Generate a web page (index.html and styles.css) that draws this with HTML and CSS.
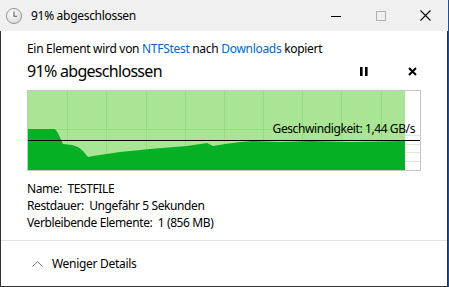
FILE: index.html
```html
<!DOCTYPE html>
<html lang="de">
<head>
    <meta charset="UTF-8">
    <meta name="viewport" content="width=device-width, initial-scale=1.0">
    <title>91% abgeschlossen</title>
    <link rel="stylesheet" href="styles.css">
</head>
<body>
    <div class="window">
        <div class="titlebar">
            <svg class="app-icon" width="18" height="18" viewBox="0 0 18 18">
                <defs>
                    <radialGradient id="face" cx="40%" cy="35%" r="70%">
                        <stop offset="0" stop-color="#ffffff"/>
                        <stop offset="1" stop-color="#d6d6d6"/>
                    </radialGradient>
                </defs>
                <circle cx="9" cy="9" r="7.6" fill="url(#face)" stroke="#9a9a9a" stroke-width="1"/>
                <path d="M9 4.5 V9.3 H12" fill="none" stroke="#555" stroke-width="1.1"/>
            </svg>
            <span class="title">91% abgeschlossen</span>
            <div class="caption-buttons">
                <span class="cap-btn">
                    <svg width="10" height="10" viewBox="0 0 10 10"><path d="M0 5.5 H10" stroke="#000" stroke-width="1"/></svg>
                </span>
                <span class="cap-btn">
                    <svg width="10" height="10" viewBox="0 0 10 10"><rect x="0.5" y="0.5" width="9" height="9" fill="none" stroke="#b0b0b0" stroke-width="1"/></svg>
                </span>
                <span class="cap-btn">
                    <svg width="11" height="11" viewBox="0 0 11 11"><path d="M0.5 0.5 L10.5 10.5 M10.5 0.5 L0.5 10.5" stroke="#000" stroke-width="1.1"/></svg>
                </span>
            </div>
        </div>

        <div class="content">
            <div class="subtitle">Ein Element wird von <span class="link">NTFStest</span> nach <span class="link">Downloads</span> kopiert</div>
            <div class="status-row">
                <div class="status">91% abgeschlossen</div>
                <div class="actions">
                    <svg width="8" height="9" viewBox="0 0 8 9"><rect x="0" y="0" width="2.6" height="9" fill="#000"/><rect x="5" y="0" width="2.6" height="9" fill="#000"/></svg>
                    <svg width="9" height="9" viewBox="0 0 9 9"><path d="M1 1 L8 8 M8 1 L1 8" stroke="#000" stroke-width="2"/></svg>
                </div>
            </div>

            <div class="chart">
                <svg width="392" height="79" viewBox="0 0 392 79">
                    <rect x="0" y="0" width="377" height="79" fill="#a9e594"/>
                    <g stroke="#95dc7f" stroke-width="1">
                        <path d="M39.5 0 V79 M78.5 0 V79 M118.5 0 V79 M157.5 0 V79 M196.5 0 V79 M235.5 0 V79 M274.5 0 V79 M313.5 0 V79 M353.5 0 V79"/>
                        <path d="M0 38.5 H377"/>
                    </g>
                    <g stroke="#d5f0cc" stroke-width="1">
                        <path d="M377 44.5 H392 M377 53.5 H392 M377 61.5 H392 M377 70.5 H392"/>
                    </g>
                    <polygon fill="#06b025" points="0,38 27,38 30,42 35,53 44,54 50,56 55,60 60,66 65,65 92,61 122,58 159,55 179,52 185,55 197,53 212,51 225,50 252,51 282,50 322,51 377,50 377,79 0,79"/>
                    <path d="M0 49.5 H392" stroke="#000" stroke-width="1"/>
                </svg>
                <div class="speed">Geschwindigkeit: 1,44 GB/s</div>
            </div>

            <div class="details">
                <div>Name:&nbsp; TESTFILE</div>
                <div>Restdauer:&nbsp; Ungefähr 5 Sekunden</div>
                <div>Verbleibende Elemente:&nbsp; 1 (856 MB)</div>
            </div>

            <div class="footer">
                <svg class="chevron" width="11" height="6" viewBox="0 0 11 6"><path d="M0.5 5.5 L5.5 0.7 L10.5 5.5" fill="none" stroke="#7a7a7a" stroke-width="1"/></svg>
                <span>Weniger Details</span>
            </div>
        </div>
    </div>
</body>
</html>
```

FILE: styles.css
```css
/* General Styles */
body {
    margin: 0;
    background: #1d4f91;
    font-family: 'Noto Sans', 'Open Sans', sans-serif;
    font-size: 12px;
    letter-spacing: -0.3px;
    color: #000;
}

.window {
    width: 448px;
    height: 287px;
    background: #fff;
    display: flex;
    flex-direction: column;
}

.titlebar {
    height: 31px;
    background: #f0f0f0;
    display: flex;
    align-items: center;
    flex-shrink: 0;
}

.app-icon {
    margin-left: 5px;
    margin-top: 1px;
}

.title {
    margin-left: 8px;
    font-size: 12px;
}

.caption-buttons {
    margin-left: auto;
    display: flex;
    height: 100%;
}

.cap-btn {
    width: 45px;
    display: flex;
    align-items: center;
    justify-content: center;
}

.cap-btn svg {
    display: block;
}

.content {
    flex: 1;
    border-left: 1px solid #333;
    border-right: 1px solid #333;
    border-bottom: 1px solid #333;
    padding: 10px 26px 0 26px;
    display: flex;
    flex-direction: column;
}

.subtitle {
    line-height: 16px;
}

.link {
    color: #0066cc;
}

.status-row {
    display: flex;
    align-items: center;
    margin-top: 3px;
}

.status {
    font-size: 16px;
    line-height: 22px;
    letter-spacing: -0.7px;
}

.actions {
    margin-left: auto;
    display: flex;
    gap: 40px;
    align-items: center;
    margin-right: 4px;
}

.chart {
    position: relative;
    width: 392px;
    height: 79px;
    border: 1px solid #c4c4c4;
    margin-top: 8px;
}

.chart svg {
    display: block;
}

.speed {
    position: absolute;
    right: 5px;
    top: 30px;
    line-height: 16px;
    letter-spacing: -0.4px;
}

.details {
    margin-top: 9px;
    line-height: 17px;
    letter-spacing: -0.4px;
}

.footer {
    margin: 9px -26px 0 -26px;
    border-top: 1px solid #e3e3e3;
    display: flex;
    align-items: center;
    padding: 14px 0 0 31px;
    gap: 9px;
}

.chevron {
    display: block;
}
```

**EXERCISE**
Leave out the pictures and print every line of the data exactly.

**ANSWER FOR THE TASK**
Generate a web page (index.html and styles.css) that draws this with HTML and CSS.
FILE: index.html
```html
<!DOCTYPE html>
<html lang="de">
<head>
    <meta charset="UTF-8">
    <meta name="viewport" content="width=device-width, initial-scale=1.0">
    <title>91% abgeschlossen</title>
    <link rel="stylesheet" href="styles.css">
</head>
<body>
    <div class="window">
        <div class="titlebar">
            <svg class="app-icon" width="18" height="18" viewBox="0 0 18 18">
                <defs>
                    <radialGradient id="face" cx="40%" cy="35%" r="70%">
                        <stop offset="0" stop-color="#ffffff"/>
                        <stop offset="1" stop-color="#d6d6d6"/>
                    </radialGradient>
                </defs>
                <circle cx="9" cy="9" r="7.6" fill="url(#face)" stroke="#9a9a9a" stroke-width="1"/>
                <path d="M9 4.5 V9.3 H12" fill="none" stroke="#555" stroke-width="1.1"/>
            </svg>
            <span class="title">91% abgeschlossen</span>
            <div class="caption-buttons">
                <span class="cap-btn">
                    <svg width="10" height="10" viewBox="0 0 10 10"><path d="M0 5.5 H10" stroke="#000" stroke-width="1"/></svg>
                </span>
                <span class="cap-btn">
                    <svg width="10" height="10" viewBox="0 0 10 10"><rect x="0.5" y="0.5" width="9" height="9" fill="none" stroke="#b0b0b0" stroke-width="1"/></svg>
                </span>
                <span class="cap-btn">
                    <svg width="11" height="11" viewBox="0 0 11 11"><path d="M0.5 0.5 L10.5 10.5 M10.5 0.5 L0.5 10.5" stroke="#000" stroke-width="1.1"/></svg>
                </span>
            </div>
        </div>

        <div class="content">
            <div class="subtitle">Ein Element wird von <span class="link">NTFStest</span> nach <span class="link">Downloads</span> kopiert</div>
            <div class="status-row">
                <div class="status">91% abgeschlossen</div>
                <div class="actions">
                    <svg width="8" height="9" viewBox="0 0 8 9"><rect x="0" y="0" width="2.6" height="9" fill="#000"/><rect x="5" y="0" width="2.6" height="9" fill="#000"/></svg>
                    <svg width="9" height="9" viewBox="0 0 9 9"><path d="M1 1 L8 8 M8 1 L1 8" stroke="#000" stroke-width="2"/></svg>
                </div>
            </div>

            <div class="chart">
                <svg width="392" height="79" viewBox="0 0 392 79">
                    <rect x="0" y="0" width="377" height="79" fill="#a9e594"/>
                    <g stroke="#95dc7f" stroke-width="1">
                        <path d="M39.5 0 V79 M78.5 0 V79 M118.5 0 V79 M157.5 0 V79 M196.5 0 V79 M235.5 0 V79 M274.5 0 V79 M313.5 0 V79 M353.5 0 V79"/>
                        <path d="M0 38.5 H377"/>
                    </g>
                    <g stroke="#d5f0cc" stroke-width="1">
                        <path d="M377 44.5 H392 M377 53.5 H392 M377 61.5 H392 M377 70.5 H392"/>
                    </g>
                    <polygon fill="#06b025" points="0,38 27,38 30,42 35,53 44,54 50,56 55,60 60,66 65,65 92,61 122,58 159,55 179,52 185,55 197,53 212,51 225,50 252,51 282,50 322,51 377,50 377,79 0,79"/>
                    <path d="M0 49.5 H392" stroke="#000" stroke-width="1"/>
                </svg>
                <div class="speed">Geschwindigkeit: 1,44 GB/s</div>
            </div>

            <div class="details">
                <div>Name:&nbsp; TESTFILE</div>
                <div>Restdauer:&nbsp; Ungefähr 5 Sekunden</div>
                <div>Verbleibende Elemente:&nbsp; 1 (856 MB)</div>
            </div>

            <div class="footer">
                <svg class="chevron" width="11" height="6" viewBox="0 0 11 6"><path d="M0.5 5.5 L5.5 0.7 L10.5 5.5" fill="none" stroke="#7a7a7a" stroke-width="1"/></svg>
                <span>Weniger Details</span>
            </div>
        </div>
    </div>
</body>
</html>
```

FILE: styles.css
```css
/* General Styles */
body {
    margin: 0;
    background: #1d4f91;
    font-family: 'Noto Sans', 'Open Sans', sans-serif;
    font-size: 12px;
    letter-spacing: -0.3px;
    color: #000;
}

.window {
    width: 448px;
    height: 287px;
    background: #fff;
    display: flex;
    flex-direction: column;
}

.titlebar {
    height: 31px;
    background: #f0f0f0;
    display: flex;
    align-items: center;
    flex-shrink: 0;
}

.app-icon {
    margin-left: 5px;
    margin-top: 1px;
}

.title {
    margin-left: 8px;
    font-size: 12px;
}

.caption-buttons {
    margin-left: auto;
    display: flex;
    height: 100%;
}

.cap-btn {
    width: 45px;
    display: flex;
    align-items: center;
    justify-content: center;
}

.cap-btn svg {
    display: block;
}

.content {
    flex: 1;
    border-left: 1px solid #333;
    border-right: 1px solid #333;
    border-bottom: 1px solid #333;
    padding: 10px 26px 0 26px;
    display: flex;
    flex-direction: column;
}

.subtitle {
    line-height: 16px;
}

.link {
    color: #0066cc;
}

.status-row {
    display: flex;
    align-items: center;
    margin-top: 3px;
}

.status {
    font-size: 16px;
    line-height: 22px;
    letter-spacing: -0.7px;
}

.actions {
    margin-left: auto;
    display: flex;
    gap: 40px;
    align-items: center;
    margin-right: 4px;
}

.chart {
    position: relative;
    width: 392px;
    height: 79px;
    border: 1px solid #c4c4c4;
    margin-top: 8px;
}

.chart svg {
    display: block;
}

.speed {
    position: absolute;
    right: 5px;
    top: 30px;
    line-height: 16px;
    letter-spacing: -0.4px;
}

.details {
    margin-top: 9px;
    line-height: 17px;
    letter-spacing: -0.4px;
}

.footer {
    margin: 9px -26px 0 -26px;
    border-top: 1px solid #e3e3e3;
    display: flex;
    align-items: center;
    padding: 14px 0 0 31px;
    gap: 9px;
}

.chevron {
    display: block;
}
```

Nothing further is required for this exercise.